◆ **Task**: Using the data below, gather each line that includes the word "TypeScript".

[Records with interface code]

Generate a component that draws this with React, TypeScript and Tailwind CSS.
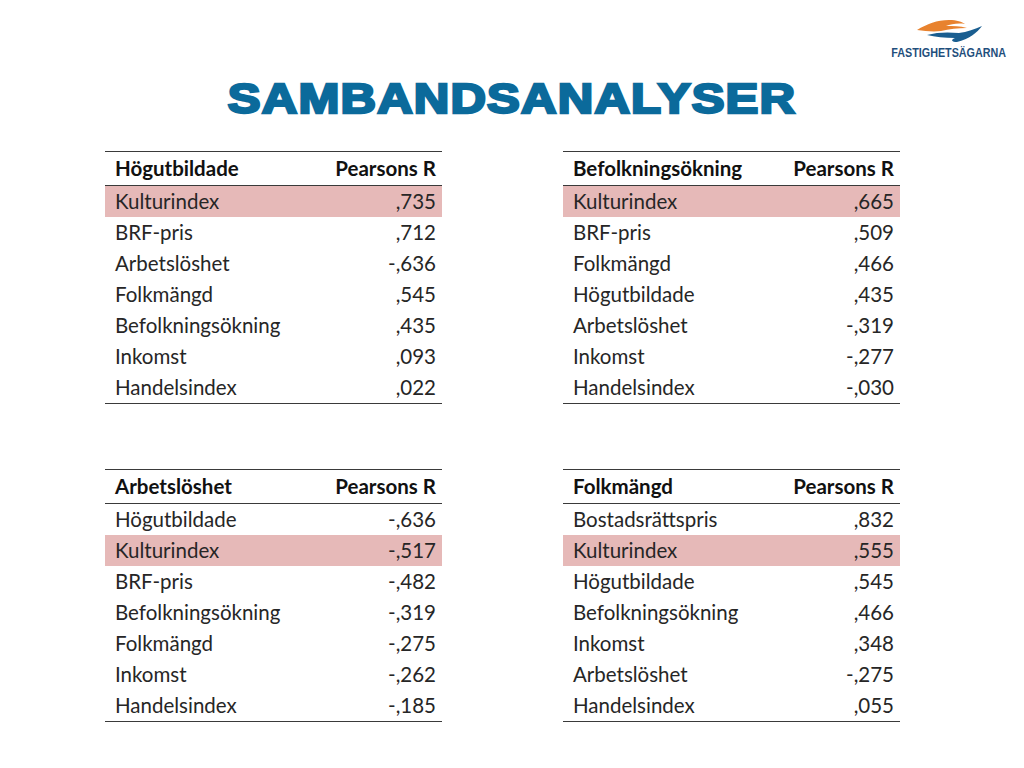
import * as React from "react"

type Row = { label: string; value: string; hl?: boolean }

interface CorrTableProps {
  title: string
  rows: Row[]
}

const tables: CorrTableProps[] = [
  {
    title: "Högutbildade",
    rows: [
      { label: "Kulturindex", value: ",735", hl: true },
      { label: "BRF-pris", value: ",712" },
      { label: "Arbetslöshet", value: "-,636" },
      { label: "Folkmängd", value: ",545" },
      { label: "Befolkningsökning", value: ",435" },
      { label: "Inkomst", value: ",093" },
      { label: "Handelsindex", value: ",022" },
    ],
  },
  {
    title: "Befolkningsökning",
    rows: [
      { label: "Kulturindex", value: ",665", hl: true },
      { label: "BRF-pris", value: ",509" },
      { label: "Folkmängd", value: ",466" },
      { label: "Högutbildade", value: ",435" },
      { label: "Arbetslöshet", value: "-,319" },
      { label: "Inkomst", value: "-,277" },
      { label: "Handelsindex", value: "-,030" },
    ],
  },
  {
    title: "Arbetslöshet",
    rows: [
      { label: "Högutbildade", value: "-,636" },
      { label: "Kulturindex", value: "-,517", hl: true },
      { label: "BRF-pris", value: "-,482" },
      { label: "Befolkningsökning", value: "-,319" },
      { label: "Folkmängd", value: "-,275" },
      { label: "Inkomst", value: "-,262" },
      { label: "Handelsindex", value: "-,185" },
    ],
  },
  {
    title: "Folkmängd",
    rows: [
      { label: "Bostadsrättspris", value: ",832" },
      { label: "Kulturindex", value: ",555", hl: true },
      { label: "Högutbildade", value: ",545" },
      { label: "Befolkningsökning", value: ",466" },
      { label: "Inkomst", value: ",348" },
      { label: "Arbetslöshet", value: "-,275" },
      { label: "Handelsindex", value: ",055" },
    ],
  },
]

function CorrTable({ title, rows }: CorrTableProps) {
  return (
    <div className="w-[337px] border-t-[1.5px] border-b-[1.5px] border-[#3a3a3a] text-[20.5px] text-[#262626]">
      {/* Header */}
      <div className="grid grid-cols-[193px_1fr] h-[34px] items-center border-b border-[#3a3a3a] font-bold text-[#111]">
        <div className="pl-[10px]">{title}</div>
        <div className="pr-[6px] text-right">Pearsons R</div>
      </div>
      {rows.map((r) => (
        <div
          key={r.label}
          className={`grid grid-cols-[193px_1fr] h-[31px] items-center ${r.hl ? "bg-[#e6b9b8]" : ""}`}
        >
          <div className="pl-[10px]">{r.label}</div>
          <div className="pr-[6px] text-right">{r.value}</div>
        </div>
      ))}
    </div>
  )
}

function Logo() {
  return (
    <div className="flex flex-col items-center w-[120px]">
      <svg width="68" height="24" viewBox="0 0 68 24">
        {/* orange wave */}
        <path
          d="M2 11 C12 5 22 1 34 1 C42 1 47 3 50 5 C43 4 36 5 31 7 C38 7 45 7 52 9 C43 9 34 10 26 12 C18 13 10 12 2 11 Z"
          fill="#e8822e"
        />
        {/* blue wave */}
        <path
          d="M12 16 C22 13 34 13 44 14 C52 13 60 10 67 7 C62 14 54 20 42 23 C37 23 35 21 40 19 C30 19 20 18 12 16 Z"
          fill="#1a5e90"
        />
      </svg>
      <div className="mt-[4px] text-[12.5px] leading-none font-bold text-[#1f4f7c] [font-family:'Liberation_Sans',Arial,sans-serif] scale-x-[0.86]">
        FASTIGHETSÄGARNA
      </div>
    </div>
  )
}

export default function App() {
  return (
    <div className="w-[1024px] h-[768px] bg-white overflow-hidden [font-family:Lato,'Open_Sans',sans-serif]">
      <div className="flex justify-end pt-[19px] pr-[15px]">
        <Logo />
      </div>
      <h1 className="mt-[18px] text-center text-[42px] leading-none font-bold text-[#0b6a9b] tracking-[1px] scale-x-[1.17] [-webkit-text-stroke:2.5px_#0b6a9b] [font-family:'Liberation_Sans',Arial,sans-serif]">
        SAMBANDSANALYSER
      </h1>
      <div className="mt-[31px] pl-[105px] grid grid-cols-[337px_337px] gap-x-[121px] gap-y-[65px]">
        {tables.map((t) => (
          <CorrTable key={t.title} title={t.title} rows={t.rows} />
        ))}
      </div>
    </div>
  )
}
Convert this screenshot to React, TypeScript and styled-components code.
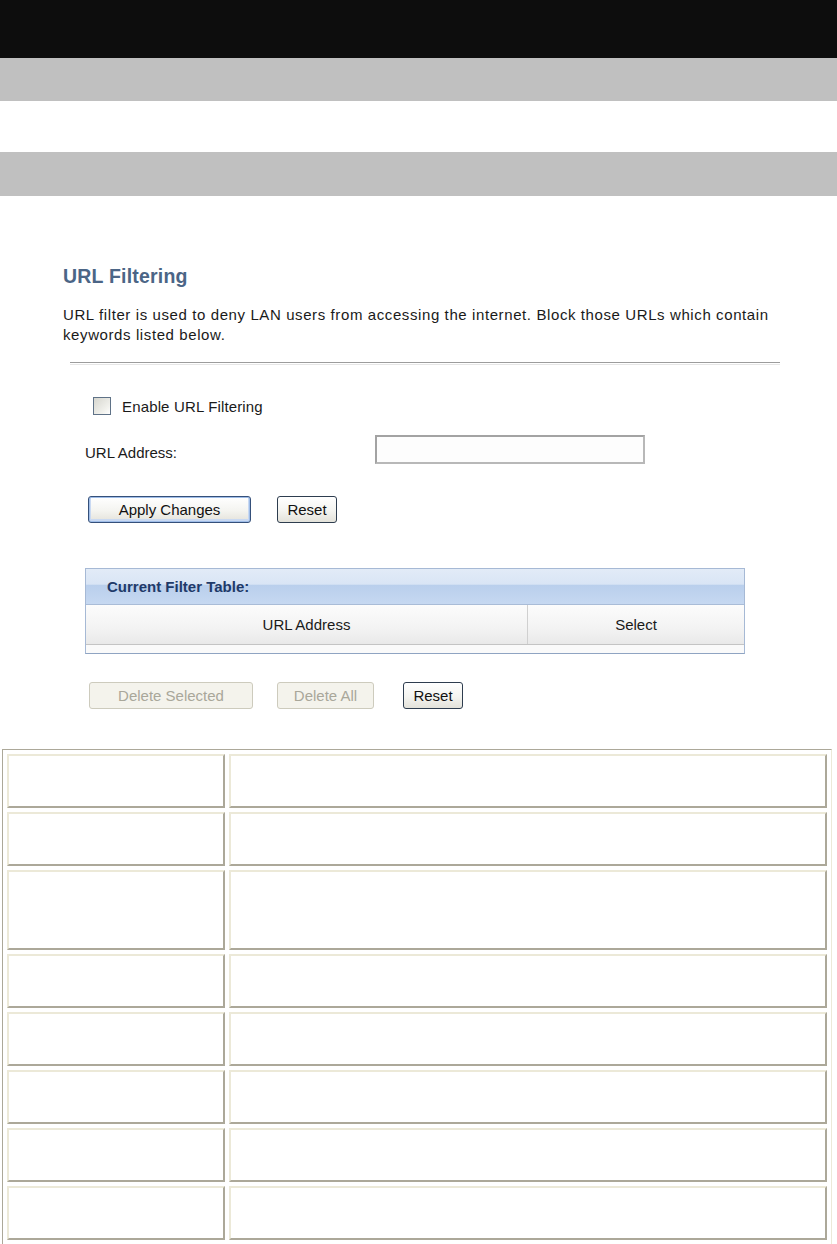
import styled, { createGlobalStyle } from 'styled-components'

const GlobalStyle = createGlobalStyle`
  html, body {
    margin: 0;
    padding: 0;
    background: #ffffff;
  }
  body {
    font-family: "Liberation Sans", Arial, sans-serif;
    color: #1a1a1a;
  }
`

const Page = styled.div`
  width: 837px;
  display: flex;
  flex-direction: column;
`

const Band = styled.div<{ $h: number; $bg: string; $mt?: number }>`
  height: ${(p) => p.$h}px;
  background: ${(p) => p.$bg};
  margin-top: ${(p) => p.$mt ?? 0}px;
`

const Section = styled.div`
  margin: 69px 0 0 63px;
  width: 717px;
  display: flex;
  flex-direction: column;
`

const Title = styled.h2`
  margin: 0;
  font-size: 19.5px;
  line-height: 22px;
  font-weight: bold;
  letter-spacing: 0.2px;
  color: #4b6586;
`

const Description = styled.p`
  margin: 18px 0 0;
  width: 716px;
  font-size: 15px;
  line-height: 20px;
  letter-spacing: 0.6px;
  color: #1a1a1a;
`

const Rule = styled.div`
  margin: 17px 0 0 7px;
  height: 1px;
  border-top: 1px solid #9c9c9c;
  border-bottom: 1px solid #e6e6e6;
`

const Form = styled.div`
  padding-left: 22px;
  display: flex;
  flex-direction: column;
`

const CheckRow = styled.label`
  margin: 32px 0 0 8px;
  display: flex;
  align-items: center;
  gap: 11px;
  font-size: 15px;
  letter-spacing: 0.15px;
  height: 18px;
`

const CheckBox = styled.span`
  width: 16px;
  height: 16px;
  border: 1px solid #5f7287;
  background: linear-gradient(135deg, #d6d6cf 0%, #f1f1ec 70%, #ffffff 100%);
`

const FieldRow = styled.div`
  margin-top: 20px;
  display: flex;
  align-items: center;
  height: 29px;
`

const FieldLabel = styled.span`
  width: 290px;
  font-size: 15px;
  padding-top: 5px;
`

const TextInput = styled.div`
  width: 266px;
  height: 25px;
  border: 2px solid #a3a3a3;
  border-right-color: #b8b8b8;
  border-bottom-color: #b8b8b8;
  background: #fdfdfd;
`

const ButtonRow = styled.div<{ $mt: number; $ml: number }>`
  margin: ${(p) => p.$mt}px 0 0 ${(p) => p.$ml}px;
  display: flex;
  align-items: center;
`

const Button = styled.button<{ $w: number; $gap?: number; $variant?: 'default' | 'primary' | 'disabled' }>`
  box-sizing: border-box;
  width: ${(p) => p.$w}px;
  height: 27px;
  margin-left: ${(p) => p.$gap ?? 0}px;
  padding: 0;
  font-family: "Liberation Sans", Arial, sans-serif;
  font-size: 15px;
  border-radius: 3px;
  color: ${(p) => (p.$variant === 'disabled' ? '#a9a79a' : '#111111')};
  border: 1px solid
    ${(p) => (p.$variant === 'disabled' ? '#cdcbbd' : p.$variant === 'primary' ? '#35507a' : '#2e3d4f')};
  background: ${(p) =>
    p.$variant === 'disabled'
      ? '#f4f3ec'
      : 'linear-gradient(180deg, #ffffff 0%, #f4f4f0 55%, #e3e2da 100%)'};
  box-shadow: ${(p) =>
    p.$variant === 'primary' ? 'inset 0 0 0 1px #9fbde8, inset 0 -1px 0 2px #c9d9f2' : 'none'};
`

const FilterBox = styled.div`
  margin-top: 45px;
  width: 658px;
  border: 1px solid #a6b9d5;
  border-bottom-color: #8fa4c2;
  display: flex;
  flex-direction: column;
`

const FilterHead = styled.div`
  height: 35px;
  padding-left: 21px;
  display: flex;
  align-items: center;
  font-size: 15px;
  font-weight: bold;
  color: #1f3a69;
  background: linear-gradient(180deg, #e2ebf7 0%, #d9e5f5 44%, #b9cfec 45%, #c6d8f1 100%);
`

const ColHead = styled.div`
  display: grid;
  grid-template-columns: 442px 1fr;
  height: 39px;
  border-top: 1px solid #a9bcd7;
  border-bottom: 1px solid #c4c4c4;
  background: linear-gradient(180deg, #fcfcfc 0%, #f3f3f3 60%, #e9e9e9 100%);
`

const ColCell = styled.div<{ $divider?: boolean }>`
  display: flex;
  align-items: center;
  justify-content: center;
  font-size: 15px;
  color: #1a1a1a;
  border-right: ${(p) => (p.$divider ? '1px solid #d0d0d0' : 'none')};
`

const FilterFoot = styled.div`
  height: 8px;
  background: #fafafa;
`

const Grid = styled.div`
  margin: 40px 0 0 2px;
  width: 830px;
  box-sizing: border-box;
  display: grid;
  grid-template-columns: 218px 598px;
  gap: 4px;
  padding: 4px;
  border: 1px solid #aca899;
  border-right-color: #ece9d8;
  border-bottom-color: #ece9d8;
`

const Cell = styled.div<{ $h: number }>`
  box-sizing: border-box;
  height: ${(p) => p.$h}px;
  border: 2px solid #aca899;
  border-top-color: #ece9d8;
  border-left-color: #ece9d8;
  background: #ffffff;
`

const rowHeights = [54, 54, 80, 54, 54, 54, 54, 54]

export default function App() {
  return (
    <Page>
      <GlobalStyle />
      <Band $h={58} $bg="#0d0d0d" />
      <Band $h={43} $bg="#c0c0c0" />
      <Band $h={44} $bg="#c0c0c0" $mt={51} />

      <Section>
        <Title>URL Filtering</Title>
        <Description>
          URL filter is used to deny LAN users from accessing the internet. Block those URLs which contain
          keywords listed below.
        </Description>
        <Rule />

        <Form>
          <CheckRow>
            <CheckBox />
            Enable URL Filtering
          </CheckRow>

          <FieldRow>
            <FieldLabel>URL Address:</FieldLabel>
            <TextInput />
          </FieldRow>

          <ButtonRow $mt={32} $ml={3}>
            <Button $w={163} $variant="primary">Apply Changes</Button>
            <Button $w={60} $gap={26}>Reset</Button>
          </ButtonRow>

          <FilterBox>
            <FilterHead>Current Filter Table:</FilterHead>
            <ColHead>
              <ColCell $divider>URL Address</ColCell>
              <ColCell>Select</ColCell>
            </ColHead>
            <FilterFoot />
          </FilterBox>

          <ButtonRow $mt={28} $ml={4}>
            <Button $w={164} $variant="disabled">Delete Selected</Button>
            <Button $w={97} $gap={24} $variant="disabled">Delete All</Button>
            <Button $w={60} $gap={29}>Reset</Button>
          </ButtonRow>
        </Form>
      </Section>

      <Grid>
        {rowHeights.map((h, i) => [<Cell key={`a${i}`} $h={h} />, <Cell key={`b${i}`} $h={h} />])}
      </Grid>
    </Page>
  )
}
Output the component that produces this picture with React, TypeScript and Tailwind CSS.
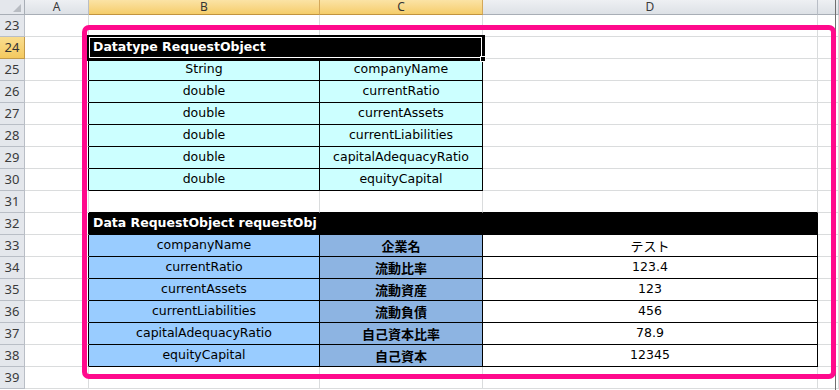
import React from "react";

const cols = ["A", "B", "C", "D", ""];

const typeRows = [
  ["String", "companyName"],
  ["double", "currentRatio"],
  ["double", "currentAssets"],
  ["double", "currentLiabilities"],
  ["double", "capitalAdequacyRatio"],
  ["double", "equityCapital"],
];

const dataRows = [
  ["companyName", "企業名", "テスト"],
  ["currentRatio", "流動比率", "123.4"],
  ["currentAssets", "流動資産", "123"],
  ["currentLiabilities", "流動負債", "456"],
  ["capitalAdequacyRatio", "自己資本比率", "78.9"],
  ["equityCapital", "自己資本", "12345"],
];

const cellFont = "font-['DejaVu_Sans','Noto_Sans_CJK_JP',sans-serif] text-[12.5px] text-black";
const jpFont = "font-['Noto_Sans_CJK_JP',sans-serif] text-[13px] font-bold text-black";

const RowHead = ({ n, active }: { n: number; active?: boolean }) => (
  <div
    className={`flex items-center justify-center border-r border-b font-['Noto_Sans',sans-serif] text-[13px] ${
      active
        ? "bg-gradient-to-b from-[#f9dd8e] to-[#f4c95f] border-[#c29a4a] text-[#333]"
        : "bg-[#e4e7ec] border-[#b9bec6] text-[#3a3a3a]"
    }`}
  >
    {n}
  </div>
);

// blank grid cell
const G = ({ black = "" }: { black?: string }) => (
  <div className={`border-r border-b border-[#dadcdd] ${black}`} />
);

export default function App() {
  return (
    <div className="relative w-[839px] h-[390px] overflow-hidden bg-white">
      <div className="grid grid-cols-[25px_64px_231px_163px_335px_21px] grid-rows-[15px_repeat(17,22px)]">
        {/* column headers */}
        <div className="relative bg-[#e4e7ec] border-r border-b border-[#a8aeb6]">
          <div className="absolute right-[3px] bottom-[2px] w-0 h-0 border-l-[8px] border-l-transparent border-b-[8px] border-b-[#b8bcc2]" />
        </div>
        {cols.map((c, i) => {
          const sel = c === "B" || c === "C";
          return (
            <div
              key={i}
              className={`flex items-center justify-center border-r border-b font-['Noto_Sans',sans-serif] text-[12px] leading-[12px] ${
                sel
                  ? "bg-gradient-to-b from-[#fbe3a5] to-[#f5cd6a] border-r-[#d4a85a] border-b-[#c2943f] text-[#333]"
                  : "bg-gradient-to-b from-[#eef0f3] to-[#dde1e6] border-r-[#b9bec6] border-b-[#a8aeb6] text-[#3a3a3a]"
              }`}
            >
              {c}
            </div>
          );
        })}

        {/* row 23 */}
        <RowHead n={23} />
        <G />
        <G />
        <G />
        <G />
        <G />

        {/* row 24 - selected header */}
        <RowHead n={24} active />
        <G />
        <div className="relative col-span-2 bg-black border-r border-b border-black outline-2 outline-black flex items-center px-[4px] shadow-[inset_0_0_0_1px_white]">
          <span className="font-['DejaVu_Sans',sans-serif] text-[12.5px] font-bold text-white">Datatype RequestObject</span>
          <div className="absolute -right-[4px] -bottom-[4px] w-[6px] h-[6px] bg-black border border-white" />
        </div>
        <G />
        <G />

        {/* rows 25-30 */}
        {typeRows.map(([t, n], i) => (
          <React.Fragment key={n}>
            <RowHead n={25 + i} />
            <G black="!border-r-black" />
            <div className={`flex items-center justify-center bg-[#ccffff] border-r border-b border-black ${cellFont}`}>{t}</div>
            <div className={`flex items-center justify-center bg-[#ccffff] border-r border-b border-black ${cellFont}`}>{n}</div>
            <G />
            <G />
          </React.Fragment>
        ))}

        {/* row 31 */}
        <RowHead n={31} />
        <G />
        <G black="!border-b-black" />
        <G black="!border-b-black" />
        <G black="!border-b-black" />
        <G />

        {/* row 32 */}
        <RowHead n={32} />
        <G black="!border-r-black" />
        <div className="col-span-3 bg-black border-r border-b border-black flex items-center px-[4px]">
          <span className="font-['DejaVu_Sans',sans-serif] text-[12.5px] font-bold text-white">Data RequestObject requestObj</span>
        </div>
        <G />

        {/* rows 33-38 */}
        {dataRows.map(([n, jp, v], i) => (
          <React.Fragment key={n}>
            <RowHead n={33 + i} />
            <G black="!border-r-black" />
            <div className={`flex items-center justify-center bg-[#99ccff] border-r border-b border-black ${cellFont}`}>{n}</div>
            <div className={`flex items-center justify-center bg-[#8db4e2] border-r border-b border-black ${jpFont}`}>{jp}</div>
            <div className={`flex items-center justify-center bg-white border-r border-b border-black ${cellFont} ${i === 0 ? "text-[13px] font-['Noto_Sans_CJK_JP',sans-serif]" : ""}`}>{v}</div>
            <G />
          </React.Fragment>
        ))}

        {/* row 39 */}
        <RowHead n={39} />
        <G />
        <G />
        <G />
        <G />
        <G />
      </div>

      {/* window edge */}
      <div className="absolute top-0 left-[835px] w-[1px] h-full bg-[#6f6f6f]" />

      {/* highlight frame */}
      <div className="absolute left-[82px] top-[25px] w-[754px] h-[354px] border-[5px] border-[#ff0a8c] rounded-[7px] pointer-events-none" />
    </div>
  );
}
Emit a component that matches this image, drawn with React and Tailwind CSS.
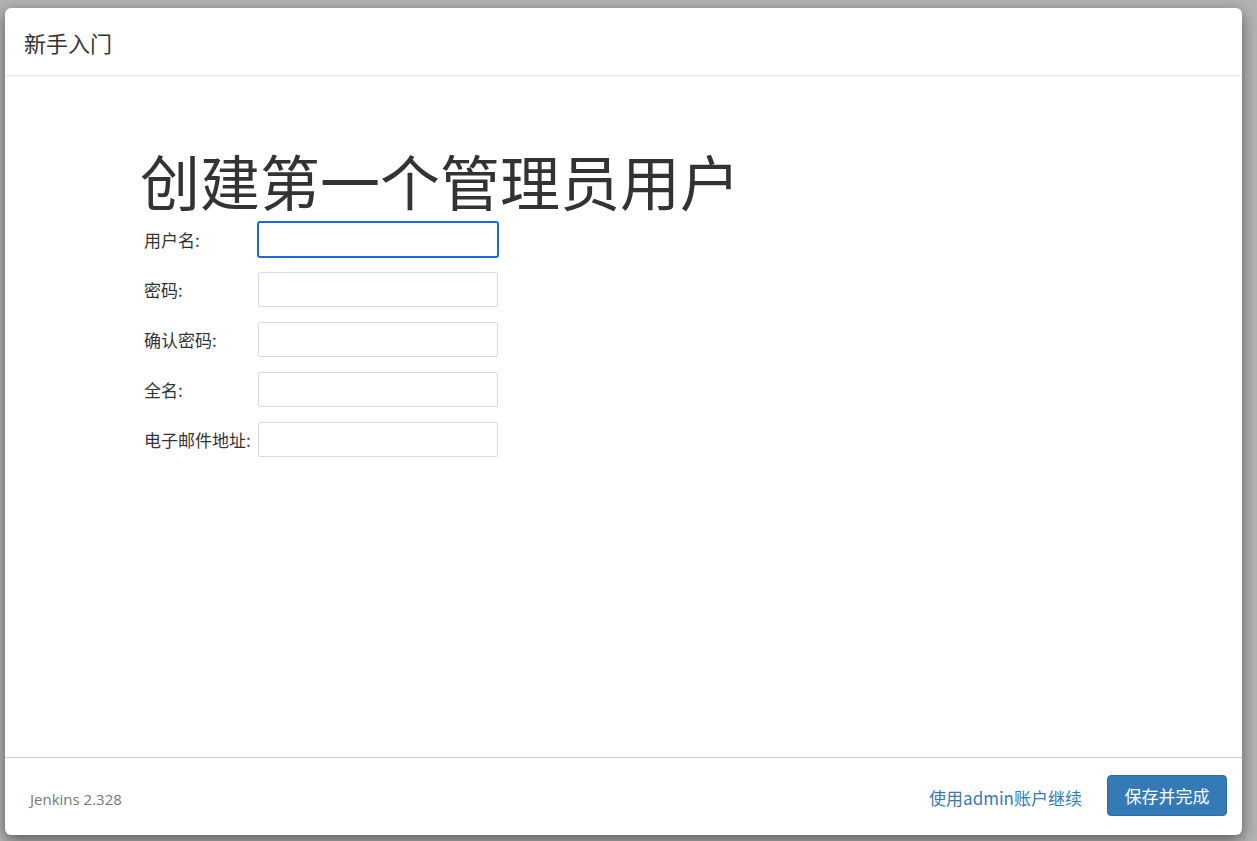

◆ **Result**:
Generate a component that draws this with React, TypeScript and Tailwind CSS.
Convert this screenshot to React, TypeScript and styled-components code.
Output the component that produces this picture with React, TypeScript and Tailwind CSS.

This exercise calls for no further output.